In the 2000s, Baxter’s continued his wide-ranging studio work, including on Pink Floyd and Aerosmith tribute albums, while also becoming a self-taught missile-defense systems expert, consulting for both the US government and defense-equipment manufacturers. In 2012, he played on The Beach Boys’ That’s Why God Made the Radio and jazz-rock keyboardist Brian Auger’s Language of the Heart and in 2020 he was inducted into the Rock and Roll Hall of Fame with the Doobie Brothers.

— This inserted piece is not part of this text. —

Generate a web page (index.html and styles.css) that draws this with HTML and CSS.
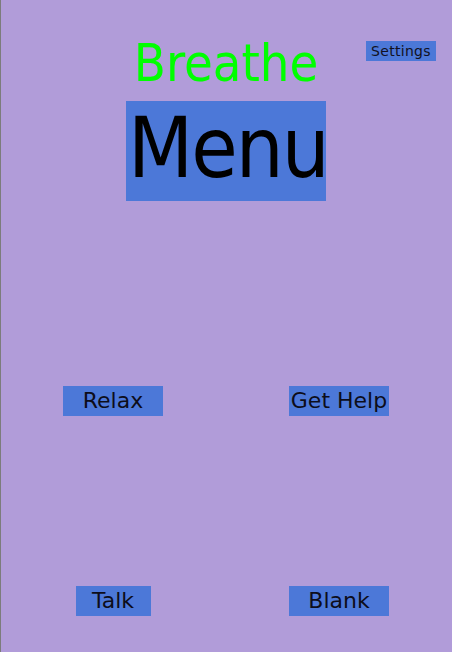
FILE: index.html
```html
<!DOCTYPE html>
<html>
<head>
<meta charset="utf-8">
<link rel="stylesheet" href="styles.css">
</head>
<body>
<div class="screen">
  <header class="top">
    <div class="spacer"></div>
    <h1 class="title">Breathe</h1>
    <div class="settings-wrap"><button class="settings">Settings</button></div>
  </header>
  <div class="menu-wrap"><div class="menu">Menu</div></div>
  <div class="grid">
    <div class="cell"><button class="btn w100">Relax</button></div>
    <div class="cell"><button class="btn w100">Get Help</button></div>
    <div class="cell"><button class="btn w75">Talk</button></div>
    <div class="cell"><button class="btn w100">Blank</button></div>
  </div>
</div>
</body>
</html>
```
FILE: styles.css
```css
html, body {
  margin: 0;
  padding: 0;
  background: #b19cd9;
}
.screen {
  width: 452px;
  height: 652px;
  box-sizing: border-box;
  border-left: 1px solid #7c7c7c;
  background: #b19cd9;
  font-family: "DejaVu Sans", sans-serif;
  overflow: hidden;
}
.top {
  display: grid;
  grid-template-columns: 1fr auto 1fr;
  padding-top: 37px;
  margin-left: -1px;
}
.title {
  margin: 0;
  font-weight: normal;
  font-size: 52px;
  line-height: 53px;
  color: #00ff00;
  font-stretch: condensed;
  letter-spacing: 0px;
}
.settings-wrap {
  display: flex;
  justify-content: flex-end;
  align-items: flex-start;
  padding-top: 4px;
  padding-right: 16px;
}
.settings {
  width: 70px;
  height: 20px;
  padding: 0;
  border: none;
  background: #4c78d8;
  color: #111122;
  font-family: "DejaVu Sans", sans-serif;
  font-size: 14px;
  letter-spacing: 0.3px;
  line-height: 20px;
}
.menu-wrap {
  display: flex;
  justify-content: center;
  margin-top: 11px;
  margin-left: -1px;
}
.menu {
  width: 200px;
  height: 100px;
  background: #4c78d8;
  color: #000;
  font-size: 84px;
  font-stretch: condensed;
  line-height: 94px;
  text-align: center;
  letter-spacing: -2px;
  text-indent: 2px;
  white-space: nowrap;
}
.grid {
  display: grid;
  grid-template-columns: 226px 226px;
  row-gap: 170px;
  margin-top: 185px;
  margin-left: -1px;
}
.cell {
  display: flex;
  justify-content: center;
}
.btn {
  height: 30px;
  padding: 0;
  border: none;
  background: #4c78d8;
  color: #0d0d1a;
  font-family: "DejaVu Sans", sans-serif;
  font-size: 22px;
  line-height: 30px;
  white-space: nowrap;
}
.w100 { width: 100px; }
.w75 { width: 75px; }
```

In June 2022, BMG/Renew Records released Baxter’s first solo album, Speed of Heat, which features originals and covers and one reviewer called “a brilliant sonic mosaic.” A collaboration with songwriter-keyboardist-producer CJ Vanston, guest artists include Michael McDonald, Clint Black, Rick Livingstone and Jonny Lang and it has a rip-roaring rendition of Steely Dan’s “My Old School” on which Baxter sings a rare lead. During the supporting tour, Baxter performed at TCAN in Natick, Massachusetts.
Looking back on his 50-plus years as a professional musician, Baxter cites his time in Boston and around New England as foundational to his success. “I spent some great years in the Boston area, met and played with some amazing musicians,” he says. “And because the music scene in New England was so diverse – jazz, funk, rock and roll, country, blues – I used that opportunity to hone the skills that stood me in great stead as a studio musician to this day. Besides, there was no better pork sandwich in the known universe than the ones from Buzzy’s By The Wall!””
Asked what it’s like having millions of fans worldwide, he’s typically humble. “Well, ’nice’ might be the wrong word,” he says. “It’s fulfilling to be appreciated and to have touched people’s hearts in a good way – to have brought them whatever it is that they can leverage off the music for their own self-improvement.”